The facilities are still there, but after Don Dunstan retired as Premier there was a change of government and funding dried up, crippling the original idea.
The Cinema has a rudimentary end stage. He and Charles Edelman collaborated in its design. The architect was Colin Norton.
The Theatre is a larger version of his Little Theatre, holding 150 seated and another 100 standing. It is asymmetrical, with room for two dozen performers. It has three vomitories for entrances, a gallery, facilities for televising live, and a flexible (prize-winning) lighting setup.
He was theatre consultant; he and Keith Johnson together designed the award-winning lighting set-up.
Colin Norton was the architect.
Consulting
He was engaged by the State Government as Theatre Consultant for a proposed Thebarton Community Centre, but after a busy month or two and a slack year or two the project was shelved.

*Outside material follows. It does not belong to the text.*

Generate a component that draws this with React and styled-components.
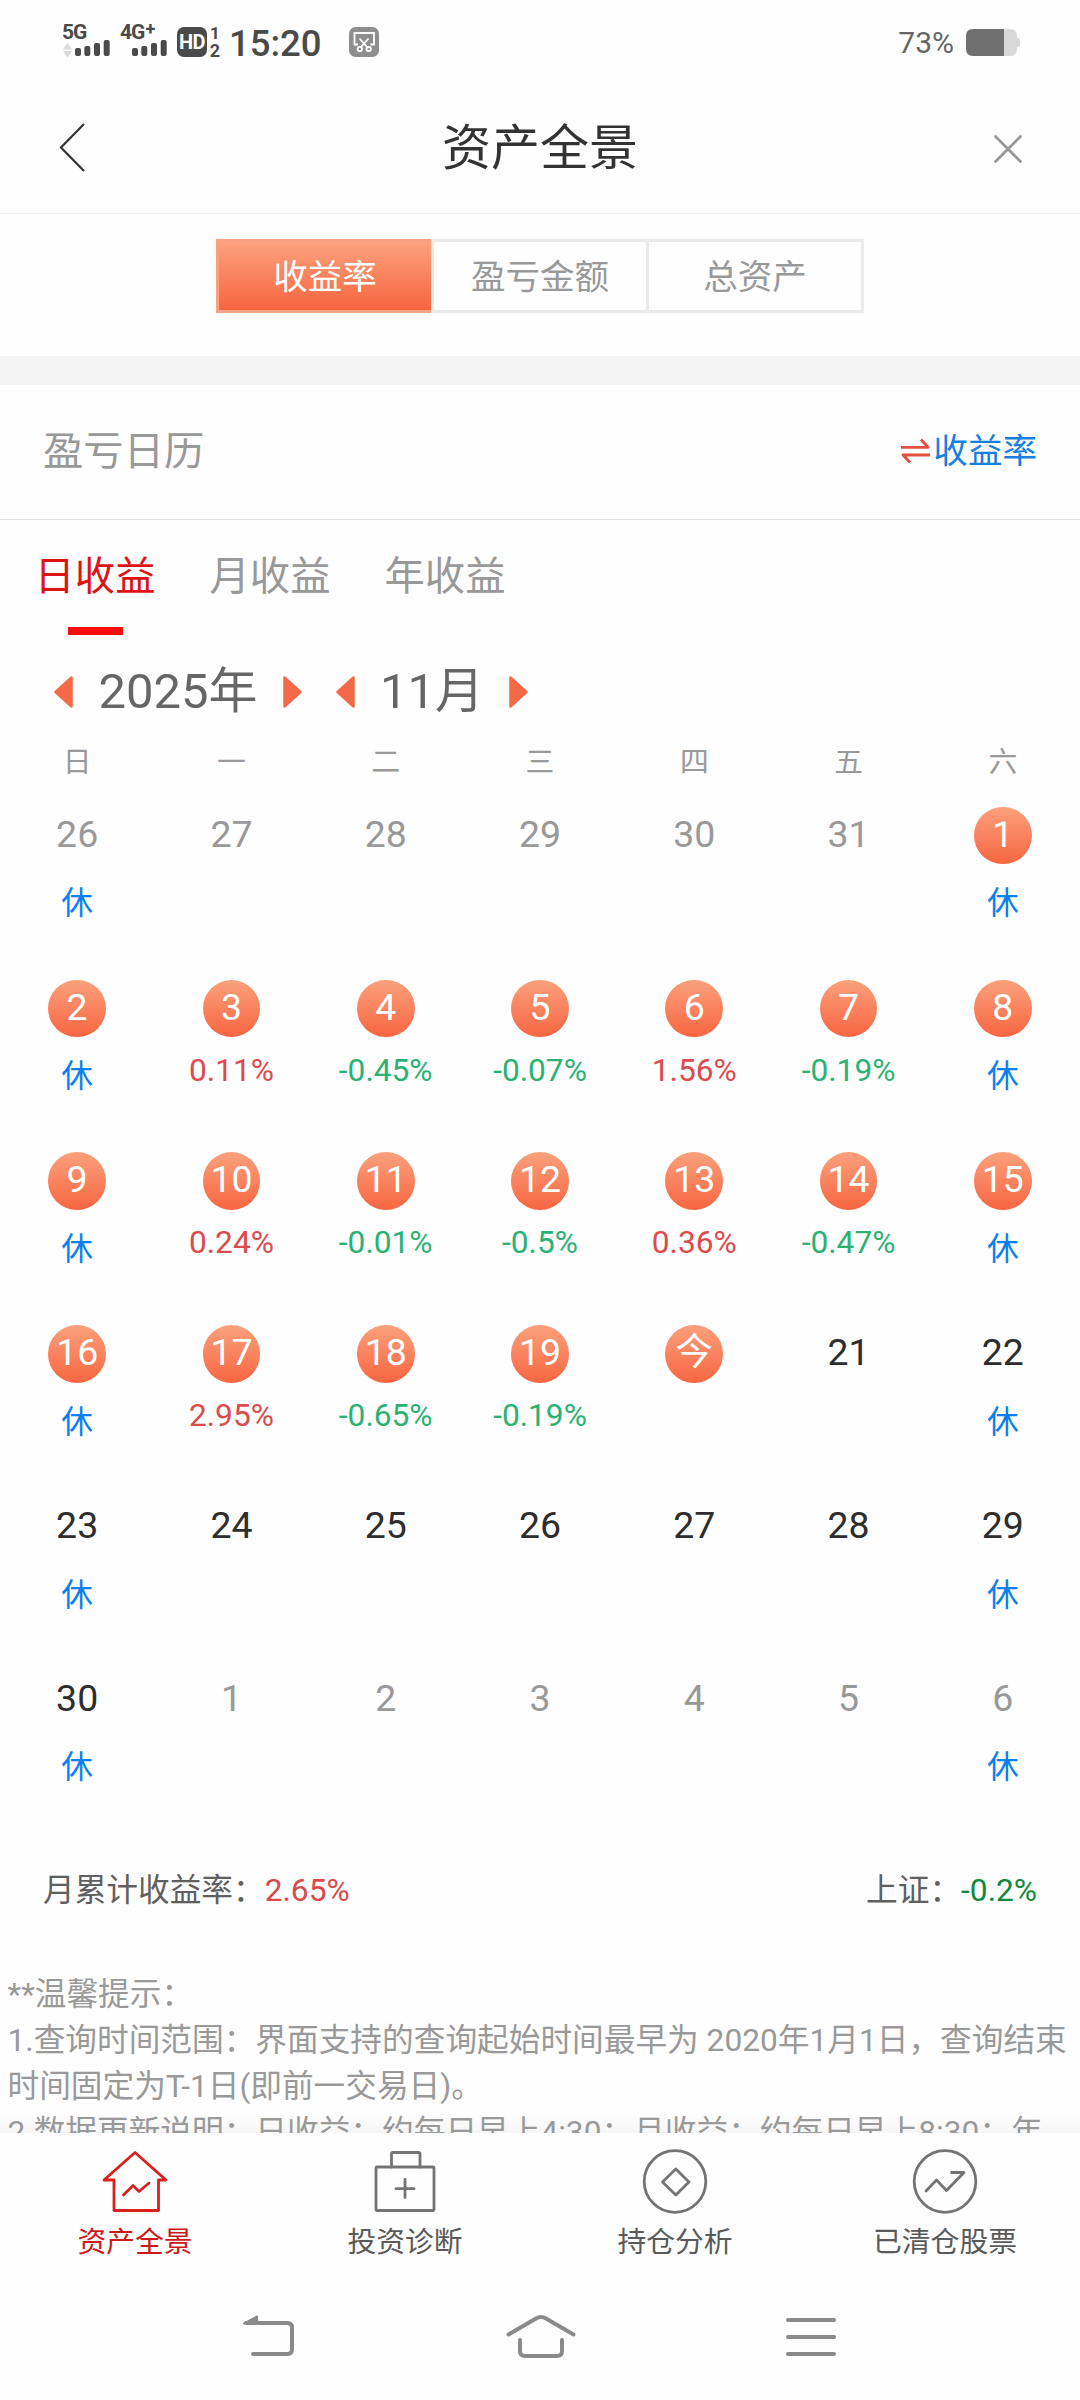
import React from 'react';
import styled, { createGlobalStyle, css } from 'styled-components';

const GlobalStyle = createGlobalStyle`
  body {
    margin: 0;
    background: #fefefe;
  }
  * {
    box-sizing: border-box;
  }
`;

const Screen = styled.div`
  width: 1080px;
  height: 2400px;
  display: flex;
  flex-direction: column;
  overflow: hidden;
  background: #fefefe;
  color: #333;
  font-family: Roboto, 'Noto Sans CJK SC', sans-serif;
`;

/* ---------- status bar ---------- */

const StatusBar = styled.div`
  height: 80px;
  flex: none;
  display: flex;
  align-items: flex-start;
  justify-content: space-between;
  padding: 25px 60px 0 62px;
  color: #4a4a4a;
`;

const StatusGroup = styled.div`
  display: flex;
  align-items: flex-start;
`;

const Signal = styled.div`
  width: ${(p) => p.$width}px;
  margin-right: 10px;
  display: flex;
  flex-direction: column;
`;

const SignalLabel = styled.span`
  height: 15px;
  display: flex;
  line-height: 15px;
  font-size: 21px;
  font-weight: 700;
  letter-spacing: -1px;
  white-space: nowrap;
`;

const Plus = styled.span`
  margin: -4px 0 0 1px;
  font-size: 18px;
`;

const SignalGlyph = styled.svg`
  display: block;
  width: 48px;
  height: 18px;
  align-self: flex-end;
`;

const HdBadge = styled.div`
  width: 30px;
  height: 30px;
  margin-top: 2px;
  border-radius: 7px;
  background: #4a4a4a;
  color: #fff;
  font-size: 20px;
  font-weight: 700;
  line-height: 31px;
  letter-spacing: -0.5px;
  text-align: center;
`;

const SimNumbers = styled.div`
  width: 12px;
  margin: 2px 8px 0 2px;
  display: flex;
  flex-direction: column;
  align-items: center;
  font-size: 17px;
  font-weight: 700;
  line-height: 12px;
  gap: 6px;
`;

const SimActive = styled.span`
  font-size: 18px;
`;

const Clock = styled.span`
  width: 120px;
  margin-top: 1px;
  font-size: 36.5px;
  font-weight: 500;
  line-height: 36px;
`;

const ShotIcon = styled.svg`
  display: block;
  margin-top: 2px;
`;

const BatteryText = styled.span`
  margin-right: 12px;
  color: #666;
  font-size: 30px;
  line-height: 36px;
`;

const BatteryIcon = styled.svg`
  display: block;
  margin-top: 4px;
`;

/* ---------- header ---------- */

const Header = styled.header`
  height: 134px;
  flex: none;
  display: grid;
  grid-template-columns: 200px 1fr 200px;
  align-items: center;
  padding: 0 57px;
  border-bottom: 1px solid #eee;
`;

const Title = styled.h1`
  margin: 0;
  padding-top: 4px;
  color: #333;
  font-size: 48.96px;
  font-weight: 400;
  line-height: 60px;
  text-align: center;
`;

const CloseIcon = styled.svg`
  justify-self: end;
  margin-top: 5px;
`;

/* ---------- segmented control ---------- */

const SegmentArea = styled.div`
  height: 142px;
  flex: none;
  padding-top: 25px;
  display: flex;
  justify-content: center;
  align-items: flex-start;
`;

const Segments = styled.div`
  width: 648px;
  height: 74px;
  display: grid;
  grid-template-columns: 215px 215px 218px;
  grid-template-rows: 74px;
`;

const Segment = styled.div`
  border: 3px solid #e9ebeb;
  border-right-width: ${(p) => (p.$last ? 3 : 0)}px;
  padding-top: 2px;
  color: #999;
  font-size: 34.56px;
  line-height: 66px;
  text-align: center;
  ${(p) =>
    p.$active &&
    css`
      border-color: #fba07e #f4a283 #f4a283 #f8a080;
      background: linear-gradient(#fca27d, #f76440);
      color: #fff;
    `}
`;

const Band = styled.div`
  height: 29px;
  flex: none;
  background: #f4f4f4;
`;

/* ---------- calendar card ---------- */

const SectionHead = styled.div`
  height: 135px;
  flex: none;
  display: flex;
  align-items: center;
  justify-content: space-between;
  padding: 0 43px;
  border-bottom: 1px solid #e2e2e2;
`;

const SectionTitle = styled.span`
  color: #999;
  font-size: 40.32px;
  line-height: 60px;
`;

const SwitchLink = styled.span`
  display: flex;
  align-items: center;
  gap: 3px;
  padding-bottom: 2px;
  color: #1680e0;
  font-size: 34.56px;
  line-height: 60px;
`;

const Tabs = styled.div`
  height: 115px;
  flex: none;
  display: flex;
  gap: 54px;
  padding: 27px 0 0 34.5px;
`;

const Tab = styled.div`
  width: 121px;
  display: flex;
  flex-direction: column;
  align-items: center;
  color: ${(p) => (p.$active ? '#dc1414' : '#999')};
  font-size: 40.32px;
  line-height: 60px;
  white-space: nowrap;
`;

const TabLine = styled.div`
  width: 55px;
  height: 8px;
  margin-top: 20px;
  background: #f80c0c;
`;

const Pickers = styled.div`
  height: 60px;
  flex: none;
  margin-top: 27px;
  padding-left: 54px;
  display: flex;
  gap: 34px;
`;

const Picker = styled.div`
  width: ${(p) => p.$width}px;
  display: flex;
  align-items: center;
  justify-content: space-between;
  color: #666;
  font-size: 48.96px;
  line-height: 60px;
`;

const Week = styled.div`
  height: 41px;
  flex: none;
  margin-top: 20px;
  display: grid;
  grid-template-columns: repeat(7, 1fr);
  color: #999;
  font-size: 28.8px;
  line-height: 41px;
  text-align: center;
`;

const Month = styled.div`
  flex: none;
  display: grid;
  grid-template-columns: repeat(7, 1fr);
  grid-auto-rows: 172.8px;
`;

const Day = styled.div`
  padding-top: 23.8px;
  display: flex;
  flex-direction: column;
  align-items: center;
`;

const dayColors = { out: '#999', future: '#2d2d2d', done: '#fff' };

const DayNumber = styled.span`
  width: 57.6px;
  height: 57.6px;
  border-radius: 50%;
  background: ${(p) => (p.$kind === 'done' ? 'linear-gradient(#fba17c, #f86541)' : 'none')};
  color: ${(p) => dayColors[p.$kind]};
  font-size: 37.44px;
  line-height: 54px;
  text-align: center;
`;

const Rate = styled.span`
  margin-top: 13.4px;
  color: ${(p) => (p.$down ? '#2bb273' : '#dc4b4e')};
  font-size: 31.68px;
  line-height: 40px;
`;

const Rest = styled.span`
  margin-top: 20px;
  color: #0c80ee;
  font-size: 31.68px;
  line-height: 40px;
`;

const Summary = styled.div`
  height: 40px;
  flex: none;
  margin-top: 51.2px;
  padding: 0 43px;
  display: flex;
  justify-content: space-between;
  color: #606060;
  font-size: 31.68px;
  line-height: 40px;
`;

const Figure = styled.span`
  color: ${(p) => (p.$down ? '#12883c' : '#d84a4c')};
`;

const Notes = styled.div`
  flex: 1;
  min-height: 0;
  margin-top: 61px;
  padding: 0 7.5px;
  overflow: hidden;
  color: #999;
  font-size: 31.68px;
  line-height: 46.08px;
  background: linear-gradient(to top, #f6f6f6, #fefefe 20px);

  p {
    margin: 0;
    white-space: nowrap;
  }
`;

/* ---------- bottom bars ---------- */

const TabBar = styled.nav`
  height: 137px;
  flex: none;
  display: grid;
  grid-template-columns: repeat(4, 1fr);
  background: #fefefe;
`;

const TabItem = styled.div`
  padding-top: 16px;
  display: flex;
  flex-direction: column;
  align-items: center;
  color: ${(p) => (p.$active ? '#cc1a1a' : '#5a5a5a')};
  font-size: 28.8px;
  line-height: 40px;

  svg {
    display: block;
    margin-bottom: 7px;
    stroke: ${(p) => (p.$active ? '#dc2020' : '#747474')};
  }
`;

const NavBar = styled.div`
  height: 130px;
  flex: none;
  display: flex;
  justify-content: space-between;
  padding: 44px 242px 0 242px;
`;

/* ---------- icons ---------- */

const Bars = ({ arrows }) => (
  <SignalGlyph viewBox="0 0 48 18">
    {arrows && <path d="M1 9.500 5.500 3 10 9.500zM1 11 5.500 17.500 10 11z" fill="#dadada" />}
    <g fill="#4a4a4a">
      <rect x="13" y="8" width="6" height="8" rx="2" />
      <rect x="22.300" y="6" width="6" height="10" rx="2" />
      <rect x="32" y="3" width="6" height="13" rx="2" />
      <rect x="41.700" y="0" width="6" height="16" rx="2" />
    </g>
  </SignalGlyph>
);

const Triangle = ({ right }) => (
  <svg width="19" height="32" viewBox="0 0 19 32">
    <path
      d={right ? 'M1.500 1.500 17.500 16 1.500 30.500z' : 'M17.500 1.500 1.500 16 17.500 30.500z'}
      fill="#f46a48"
      stroke="#f46a48"
      strokeWidth="2.500"
      strokeLinejoin="round"
    />
  </svg>
);

const tabProps = {
  width: 66,
  height: 66,
  viewBox: '0 0 66 66',
  fill: 'none',
  strokeWidth: 2.8,
  strokeLinecap: 'round',
  strokeLinejoin: 'round',
};

const HouseIcon = () => (
  <svg {...tabProps}>
    <path d="M33 3.500 64 31h-7.500v30.500h-44.500V31H2z" />
    <path d="M21.500 46 31 36.500 37 42.500 47 34" />
  </svg>
);

const CaseIcon = () => (
  <svg {...tabProps}>
    <rect x="4" y="18" width="58" height="43.500" rx="1" />
    <path d="M19.500 18V5q0-1.500 1.500-1.500h25.500q1.500 0 1.500 1.500v13M33 30.500v18M24 39.700h18" />
  </svg>
);

const DiamondIcon = () => (
  <svg {...tabProps}>
    <circle cx="33" cy="32.500" r="30.800" />
    <path d="M33.800 20 47 33 33.800 46 20.500 33z" />
  </svg>
);

const TrendIcon = () => (
  <svg {...tabProps}>
    <circle cx="33" cy="32.500" r="30.800" />
    <path d="M14 42 24.500 31 34.500 41.500 52 23.500H39.500" />
  </svg>
);

/* ---------- data ---------- */

const weekdays = ['日', '一', '二', '三', '四', '五', '六'];
const R = '休';

const days = [
  ['26', 'out', R], ['27', 'out'], ['28', 'out'], ['29', 'out'], ['30', 'out'], ['31', 'out'], ['1', 'done', R],
  ['2', 'done', R], ['3', 'done', '0.11%'], ['4', 'done', '-0.45%'], ['5', 'done', '-0.07%'], ['6', 'done', '1.56%'], ['7', 'done', '-0.19%'], ['8', 'done', R],
  ['9', 'done', R], ['10', 'done', '0.24%'], ['11', 'done', '-0.01%'], ['12', 'done', '-0.5%'], ['13', 'done', '0.36%'], ['14', 'done', '-0.47%'], ['15', 'done', R],
  ['16', 'done', R], ['17', 'done', '2.95%'], ['18', 'done', '-0.65%'], ['19', 'done', '-0.19%'], ['今', 'done'], ['21', 'future'], ['22', 'future', R],
  ['23', 'future', R], ['24', 'future'], ['25', 'future'], ['26', 'future'], ['27', 'future'], ['28', 'future'], ['29', 'future', R],
  ['30', 'future', R], ['1', 'out'], ['2', 'out'], ['3', 'out'], ['4', 'out'], ['5', 'out'], ['6', 'out', R],
];

const tabItems = [
  ['资产全景', HouseIcon],
  ['投资诊断', CaseIcon],
  ['持仓分析', DiamondIcon],
  ['已清仓股票', TrendIcon],
];

export default function App() {
  return (
    <>
      <GlobalStyle />
      <Screen>
        <StatusBar>
          <StatusGroup>
            <Signal $width={48}>
              <SignalLabel>5G</SignalLabel>
              <Bars arrows />
            </Signal>
            <Signal $width={47}>
              <SignalLabel>
                4G<Plus>+</Plus>
              </SignalLabel>
              <Bars />
            </Signal>
            <HdBadge>HD</HdBadge>
            <SimNumbers>
              <span>1</span>
              <SimActive>2</SimActive>
            </SimNumbers>
            <Clock>15:20</Clock>
            <ShotIcon width="30" height="30" viewBox="0 0 30 30" fill="none" stroke="#fff" strokeWidth="1.800">
              <rect width="30" height="30" rx="6.500" fill="#8e8e8e" stroke="none" />
              <path d="M9 17.500H5.500V6H25v11.500h-3.500M10.500 11.500 18 20M19.500 11.500 12 20" />
              <circle cx="10.800" cy="22" r="2.200" />
              <circle cx="19.700" cy="22" r="2.200" />
            </ShotIcon>
          </StatusGroup>
          <StatusGroup>
            <BatteryText>73%</BatteryText>
            <BatteryIcon width="54" height="27" viewBox="0 0 54 27">
              <path d="M7 0h37q7 0 7 7v2q3 0 3 2.500v4q0 2.500-3 2.500v2q0 7-7 7H7z" fill="#d8d8d8" />
              <path d="M38 0H7Q0 0 0 7v13q0 7 7 7h31z" fill="#707070" />
            </BatteryIcon>
          </StatusGroup>
        </StatusBar>

        <Header>
          <svg width="30" height="50" viewBox="0 0 30 50" fill="none" stroke="#333" strokeWidth="2.200">
            <path d="M27 2 4 25.500 27 49" />
          </svg>
          <Title>资产全景</Title>
          <CloseIcon width="30" height="30" viewBox="0 0 30 30" stroke="#999" strokeWidth="2.800" strokeLinecap="round">
            <path d="M2.500 2.500 27.500 27.500M27.500 2.500 2.500 27.500" />
          </CloseIcon>
        </Header>

        <SegmentArea>
          <Segments>
            <Segment $active>收益率</Segment>
            <Segment>盈亏金额</Segment>
            <Segment $last>总资产</Segment>
          </Segments>
        </SegmentArea>
        <Band />

        <SectionHead>
          <SectionTitle>盈亏日历</SectionTitle>
          <SwitchLink>
            <svg width="29" height="26" viewBox="0 0 29 26" fill="none" stroke="#e4503e" strokeWidth="2.800" strokeLinejoin="round">
              <path d="M0 9.300H27L20 1.500M29 17H2L9 24.500" />
            </svg>
            收益率
          </SwitchLink>
        </SectionHead>

        <Tabs>
          <Tab $active>
            日收益
            <TabLine />
          </Tab>
          <Tab>月收益</Tab>
          <Tab>年收益</Tab>
        </Tabs>

        <Pickers>
          <Picker $width={248}>
            <Triangle />
            2025年
            <Triangle right />
          </Picker>
          <Picker $width={192}>
            <Triangle />
            11月
            <Triangle right />
          </Picker>
        </Pickers>

        <Week>
          {weekdays.map((d) => (
            <span key={d}>{d}</span>
          ))}
        </Week>

        <Month>
          {days.map(([label, kind, note], i) => (
            <Day key={i}>
              <DayNumber $kind={kind}>{label}</DayNumber>
              {note === R && <Rest>{note}</Rest>}
              {note && note !== R && <Rate $down={note.startsWith('-')}>{note}</Rate>}
            </Day>
          ))}
        </Month>

        <Summary>
          <span>
            月累计收益率：<Figure>2.65%</Figure>
          </span>
          <span>
            上证：<Figure $down>-0.2%</Figure>
          </span>
        </Summary>

        <Notes>
          <p>**温馨提示：</p>
          <p>1.查询时间范围：界面支持的查询起始时间最早为 2020年1月1日，查询结束</p>
          <p>时间固定为T-1日(即前一交易日)。</p>
          <p>2.数据更新说明：日收益：约每日早上4:30；月收益：约每日早上8:30；年</p>
        </Notes>

        <TabBar>
          {tabItems.map(([label, Icon], i) => (
            <TabItem key={label} $active={i === 0}>
              <Icon />
              {label}
            </TabItem>
          ))}
        </TabBar>

        <NavBar>
          <svg width="54" height="46" viewBox="0 0 54 46" fill="none" stroke="#8a8a8a" strokeWidth="4" strokeLinecap="round">
            <path d="M4 9h41.500q4.500 0 4.500 4.500v22q0 4.500-4.500 4.500H11" />
            <path d="M2 9.500 15 2.500V9z" fill="#8a8a8a" strokeWidth="2" strokeLinejoin="round" />
          </svg>
          <svg width="70" height="46" viewBox="0 0 70 46" fill="none" stroke="#8a8a8a" strokeWidth="4" strokeLinecap="round">
            <path d="M2.500 20.500 30 4.500q5-3 10 0l27.500 16" />
            <path d="M14 26v11q0 5 5 5h32q5 0 5-5V26" />
          </svg>
          <svg width="52" height="46" viewBox="0 0 52 46" fill="none" stroke="#8a8a8a" strokeWidth="4" strokeLinecap="round">
            <path d="M2 6h46M2 23h46M2 40h46" />
          </svg>
        </NavBar>
      </Screen>
    </>
  );
}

A coalition of regional arts groups invited him to Mount Gambier for a weekend to help them come to grips with the problem of performing venues. The outcome of the long-term community effort, years later, was the Robert Helpmann Theatre.
He was engaged by the State Government as a consultant in the process which eventually led to the development of the Lion Arts Centre.
He was Script Consultant (and talent) in a documentary film directed by Mario Andreacchio; the client was the then Minister John Bannon.